For the function $f(x)=x^2-a, a>0,$ the Newton iterative steps are given by?
$$ x_{n+1} = \frac 12 [x_n + \frac {a}{x_n}]$$ $$ x_{n+1} = 2[x_n + \frac {a}{x_n}]$$ $$ x_{n+1} = \frac 12 [x_n -ax_n]$$ $$ x_{n+1} = \frac 12 [x_n + ax_n]$$
Clueless regarding how to proceed.
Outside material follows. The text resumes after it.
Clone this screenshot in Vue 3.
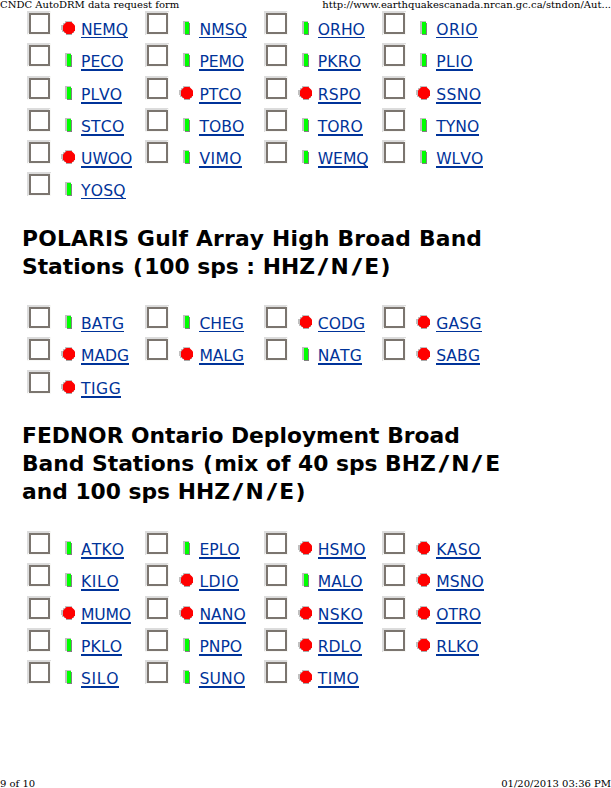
<script setup>
const extra = { I: 0.126, S: 0.049, K: 0.037, M: -0.02 }
const spacing = (name) =>
  ([...name].reduce((sum, c) => sum + (extra[c] || 0), 0) / name.length).toFixed(4) + 'em'

const parse = (rows) =>
  rows.map((row) =>
    row.split(' ').map((s) => ({ name: s.replace('*', ''), down: s.endsWith('*') }))
  )

const pieces = (text) => text.split(/([/()])/).filter(Boolean)
const pieceClass = (p) => ({ slash: p === '/', paren: p === '(' || p === ')' })

const sections = [
  {
    id: 'first',
    title: [],
    thin: [0, 5],
    rows: parse([
      'NEMQ* NMSQ ORHO ORIO',
      'PECO PEMO PKRO PLIO',
      'PLVO PTCO* RSPO* SSNO*',
      'STCO TOBO TORO TYNO',
      'UWOO* VIMO WEMQ WLVO',
      'YOSQ',
    ]),
  },
  {
    id: 'polaris',
    title: ['POLARIS Gulf Array High Broad Band', 'Stations (100 sps : HHZ/N/E)'],
    thin: [0],
    rows: parse(['BATG CHEG CODG* GASG*', 'MADG* MALG* NATG SABG*', 'TIGG*']),
  },
  {
    id: 'fednor',
    title: [
      'FEDNOR Ontario Deployment Broad',
      'Band Stations (mix of 40 sps BHZ/N/E',
      'and 100 sps HHZ/N/E)',
    ],
    thin: [],
    rows: parse([
      'ATKO EPLO HSMO* KASO*',
      'KILO LDIO* MALO MSNO*',
      'MUMO* NANO* NSKO* OTRO*',
      'PKLO PNPO RDLO* RLKO*',
      'SILO SUNO TIMO*',
    ]),
  },
]
</script>

<template>
  <div class="page">
    <header class="line head">
      <span class="doc">CNDC AutoDRM data request form</span>
      <span class="url">http://www.earthquakescanada.nrcan.gc.ca/stndon/Aut...</span>
    </header>
    <main>
      <section v-for="sec in sections" :key="sec.id" :class="sec.id">
        <h2 v-if="sec.title.length">
          <span v-for="(t, n) in sec.title" :key="t" class="tline" :class="'l' + n"><span v-for="(p, k) in pieces(t)" :key="k" :class="pieceClass(p)">{{ p }}</span></span>
        </h2>
        <div v-for="(row, i) in sec.rows" :key="i" class="row">
          <div v-for="st in row" :key="st.name" class="cell">
            <span class="check"><span class="box"></span></span>
            <svg v-if="st.down" class="mark" width="16" height="16">
              <path d="M5 1h7v3H5v8H2v-2H1V5h2V3h2z" fill="#c0c0c0" />
              <path d="M5 4h8v0h1v9h-2v2H6v-2H4V4z" fill="#a8a8a8" />
              <path d="M6.5 2h5L15 5.500v5L11.500 14h-5L3 10.500v-5z" fill="#ff0000" />
            </svg>
            <svg v-else class="mark" width="16" height="16" shape-rendering="crispEdges">
              <rect x="5" y="1" width="6" height="13" fill="#c0c0c0" />
              <rect x="7" y="3" width="5" height="12" fill="#808080" />
              <rect x="7" y="2" width="4" height="12" fill="#00ff00" />
            </svg>
            <a :class="{ thin: sec.thin.includes(i) }" :style="{ letterSpacing: spacing(st.name) }">{{ st.name }}</a>
          </div>
        </div>
      </section>
    </main>
    <footer class="line foot">
      <span class="pageno">9 of 10</span>
      <span class="date">01/20/2013 03:36 PM</span>
    </footer>
  </div>
</template>

<style>
body {
  background: #fff;
  overflow: hidden;
}
</style>

<style scoped>
.page {
  width: 611px;
  height: 788px;
  display: flex;
  flex-direction: column;
  overflow: hidden;
}
.line {
  display: flex;
  justify-content: space-between;
  font-family: "DejaVu Serif", serif;
  font-size: 10px;
  line-height: 12px;
  color: #000;
  white-space: nowrap;
}
.head {
  height: 11px;
  flex: none;
  line-height: 10px;
}
.foot {
  height: 10px;
  flex: none;
}
main {
  flex: 1;
  padding-left: 27px;
}
.first {
  height: 214px;
}
.polaris {
  height: 197px;
}
h2 {
  margin: 0 0 0 -5px;
  font: bold 21.8px/28px "DejaVu Sans", Verdana, sans-serif;
  font-kerning: none;
  color: #000;
}
.polaris h2 {
  height: 80px;
}
.fednor h2 {
  height: 109px;
}
.tline {
  display: block;
  white-space: nowrap;
}
.polaris .l0 {
  letter-spacing: 0.2px;
}
.slash {
  display: inline-block;
  margin: 0 3.8px;
  transform: scaleX(1.35);
}
.paren {
  padding: 0 1.2px;
}
.row {
  display: flex;
  height: 32.3px;
}
.cell {
  width: 118.4px;
  display: flex;
  align-items: flex-start;
}
.check {
  box-sizing: border-box;
  width: 24px;
  height: 24px;
  flex: none;
  padding: 2px 1px 1px 2px;
  background: linear-gradient(135deg, #dcdcdc 50%, #f8f8f6 50%);
}
.box {
  display: block;
  box-sizing: border-box;
  width: 21px;
  height: 21px;
  border: 2px solid #7b756f;
  background: #fff;
}
.mark {
  display: block;
  flex: none;
  margin: 9px 0 0 9px;
}
a {
  display: block;
  margin: 9px 0 0 5px;
  height: 17px;
  border-bottom: 2px solid #003399;
  font: 15.6px/20px "DejaVu Sans", Verdana, sans-serif;
  font-kerning: none;
  color: #003399;
  white-space: nowrap;
}
a.thin {
  border-bottom-width: 1px;
}
</style>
Here is my attempt for the sake of trying:
$$f(x) = x^2 - a$$ $$f'(x) = 2x$$ $$ x_{n+1} = x_n - \frac {f(x_n)}{f'(x_n)}$$
This is an iterative method where, starting from an initial approximation $x_0$, we form a sequence with each element, $x_{n+1}$, being computed from the previous, $x_n$, through the formula $$ x_{n+1} = x_n-\frac{f(x_n)}{f'(x_n)}. $$
In this case, we have that $f(x) = x^2-a$ and therefore $$f(x_n)=x_n^2-a, \quad f'(x_n)= 2 x_n.$$
If you substitute this back into the formula and make some elementary simplifications you will get to one of the options.